Manifeste de modernité
La Mort de Danton est écrite en 1835 et en cinq semaines par un étudiant allemand de 22 ans en révolte contre l’ordre établi. Fidèle au déroulé des événements, la pièce fait figure de manifeste de modernité en éclairant par l’intime les coulisses secrètes du drame historique. Ayant charge de l’entrée au répertoire de la Comédie-Française de l’œuvre de Büchner, Simon Delétang se fonde d’abord sur l’intime pour confier le rôle de Danton à Loïc Corbery et celui de Robespierre à Clément Hervieu-Léger.
“Je voulais explorer la façon dont l’amitié entre deux artistes de la Troupe pouvait nourrir la relation entre deux personnages de théâtre basés sur des personnalités historiques. Danton et Robespierre ont fini par être des ennemis mortels l’un pour l’autre mais ils avaient d’abord été des amis, précise Simon Delétang qui poursuit, lorsqu’on sait qu’à l’époque de la Révolution les membres de la Troupe ont failli êtres guillotinés ; de ce point de vue, je trouve ce rendez-vous entre une œuvre et une troupe particulièrement émouvant. »

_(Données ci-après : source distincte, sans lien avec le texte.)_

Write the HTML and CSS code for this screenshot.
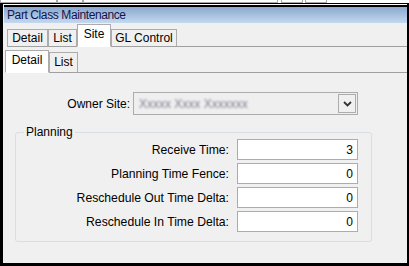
FILE: index.html
```html
<!DOCTYPE html>
<html lang="en">
<head>
    <meta charset="UTF-8">
    <title>Part Class Maintenance</title>
    <link rel="stylesheet" href="styles.css">
</head>
<body>
    <!-- Partial toolbar above the window -->
    <div class="toolstrip">
        <div class="seg seg-a"></div>
        <div class="seg seg-b"></div>
        <div class="seg seg-c"></div>
        <div class="seg seg-btn"></div>
        <div class="seg seg-btn"></div>
    </div>

    <div class="window">
        <div class="caption-gap"></div>
        <div class="caption">Part Class Maintenance</div>

        <!-- Main tabs -->
        <div class="tabs">
            <div class="tab tab-detail">Detail</div>
            <div class="tab tab-list">List</div>
            <div class="tab tab-site active">Site</div>
            <div class="tab tab-gl">GL Control</div>
        </div>

        <!-- Site sub tabs -->
        <div class="tabs subtabs">
            <div class="tab tab-detail active">Detail</div>
            <div class="tab tab-list">List</div>
        </div>

        <div class="owner-row">
            <label class="owner-label" for="ownerSite">Owner Site:</label>
            <div class="combo" id="ownerSite">
                <span class="combo-text">Xxxxx Xxxx Xxxxxxx</span>
                <span class="combo-btn">
                    <svg width="9" height="6" viewBox="0 0 9 6">
                        <path d="M1 1 L4.5 4.5 L8 1" fill="none" stroke="#333" stroke-width="1.8"/>
                    </svg>
                </span>
            </div>
        </div>

        <fieldset class="group">
            <legend>Planning</legend>
            <div class="fields">
                <label for="receiveTime">Receive Time:</label>
                <input type="text" id="receiveTime" value="3" readonly>

                <label for="timeFence">Planning Time Fence:</label>
                <input type="text" id="timeFence" value="0" readonly>

                <label for="outDelta">Reschedule Out Time Delta:</label>
                <input type="text" id="outDelta" value="0" readonly>

                <label for="inDelta">Reschedule In Time Delta:</label>
                <input type="text" id="inDelta" value="0" readonly>
            </div>
        </fieldset>
    </div>
</body>
</html>
```

FILE: styles.css
```css
/* Global */
body {
    margin: 0;
    width: 409px;
    height: 266px;
    overflow: hidden;
    font-family: "Liberation Sans", Arial, sans-serif;
    font-size: 12px;
    color: #000;
    background: #f0f0f0;
}

/* Toolbar remains at the top edge */
.toolstrip {
    display: flex;
    height: 3px;
    background: #fff;
}

.toolstrip .seg {
    box-sizing: border-box;
    height: 3px;
    border: 1px solid #a9a9a9;
    border-top: none;
    background: #fff;
}

.seg-a { width: 57px; }
.seg-b { width: 26px; }
.seg-c { width: 195px; margin-right: 3px; }
.seg-btn { width: 22px; margin-right: 2px; background: #f0f0f0; }

/* Window frame */
.window {
    box-sizing: border-box;
    height: 263px;
    border: 3px solid #000;
    border-top-width: 1px;
    border-right-width: 2px;
    padding-left: 1px;
    background: #f0f0f0;
}

.caption-gap {
    height: 1px;
    background: #fff;
}

.caption {
    height: 16px;
    border-top: 2px solid #000;
    padding-left: 3px;
    line-height: 16px;
    letter-spacing: -0.4px;
    color: #14144a;
    background: linear-gradient(#8aa7cd, #c4d9ef);
}

/* Tabs */
.tabs {
    display: flex;
    align-items: flex-end;
    height: 24px;
    padding-left: 3px;
}

.tabs::after {
    content: "";
    flex: 1;
    border-bottom: 1px solid #a0a0a0;
}

.tab {
    box-sizing: border-box;
    height: 18px;
    border: 1px solid #acacac;
    border-bottom-color: #a0a0a0;
    background: #f0f0f0;
    text-align: center;
    line-height: 16px;
}

.tab.active {
    height: 23px;
    padding-top: 2px;
    line-height: 14px;
    background: #fff;
    border-bottom-color: #fff;
}

.tab-detail { width: 41px; }
.tab-list { width: 29px; }
.tab-site { width: 34px; }
.tab-gl { width: 66px; }

.subtabs {
    height: 26px;
    padding-left: 1px;
}

.subtabs .tab {
    height: 21px;
    padding-top: 1px;
}

.subtabs .tab.active {
    height: 23px;
    padding-top: 2px;
}

.subtabs .tab-detail { width: 44px; }
.subtabs .tab-list { width: 29px; }

/* Owner site */
.owner-row {
    display: flex;
    align-items: center;
    margin-top: 19px;
}

.owner-label {
    width: 126px;
    margin-right: 3px;
    text-align: right;
}

.combo {
    box-sizing: border-box;
    display: flex;
    align-items: center;
    justify-content: space-between;
    width: 225px;
    height: 23px;
    padding: 0 1px 0 5px;
    border: 1px solid #acacac;
    background: #efefef;
}

.combo-text {
    color: #7e7e90;
    filter: blur(1.1px);
}

.combo-btn {
    box-sizing: border-box;
    display: flex;
    align-items: center;
    justify-content: center;
    width: 18px;
    height: 19px;
    border: 1px solid #acacac;
    background: #f0f0f0;
}

/* Planning group */
.group {
    box-sizing: border-box;
    width: 357px;
    margin: 10px 0 0 11px;
    padding: 0 13px 9px 0;
    border: 1px solid #d5dfe5;
    border-radius: 3px;
}

.group legend {
    margin-left: 8px;
    padding: 0 2px;
    line-height: 14px;
}

.fields {
    display: grid;
    grid-template-columns: 1fr 121px;
    column-gap: 8px;
    row-gap: 3px;
    align-items: center;
}

.fields label {
    text-align: right;
    font-size: 12.2px;
}

.fields input {
    box-sizing: border-box;
    height: 21px;
    margin: 0;
    padding: 0 4px 0 0;
    border: 1px solid #acacac;
    background: #fff;
    font-family: "Liberation Sans", Arial, sans-serif;
    font-size: 12px;
    text-align: right;
    outline: none;
}
```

Dans le décor d’un palais Grand Siècle
Pour faire entendre la beauté sidérante de la langue de Büchner, Simon Delétang mise sur l’effet de réel d’une pièce en costumes d’époque. C’est à la lumière des bougies et dans le décor du salon doré d’un palais Grand Siècle que le metteur en scène-scénographe inscrit son intrigue. Puisque le duel au sommet témoigne d’un moment où la Révolution est au point mort, le choix de ce lieu unique renforce avec justesse l’idée qu’une construction de l’Ancien Régime devienne l’étau qui condamne au pire ceux qu’elle emprisonne.
Pour Simon Delétang, “La Mort de Danton est aussi l’histoire d’une bande de jeunes gens qui vont se rapprocher les uns des autres dans la mort”. Il faudrait tous les citer, mais qu’il s’agisse de Julie Sicard en femme de Danton, de Gaël Kamilindi en Camille Desmoulins, de Lucile, sa femme, incarnée par Anna Cervinka ou du Saint-Just de Guillaume Gallienne et de Marina Hands impériale dans le rôle d’une grisette, chaque membre de la Troupe s’attaque à sa partition en s’accordant à ce théâtre de l’ici et du maintenant qui se fonde sur l’humain.
La Mort de Danton de Georg Büchner, traduction Jean-Louis Besson et Jean Jourdheuil, mise en scène et scénographie Simon Delétang, avec Loïc Corbery, Clément Hervieu-Léger, Marina Hands, Guillaume Gallienne… En alternance jusqu’au 4 juin, salle Richelieu, Comédie-Française, Paris.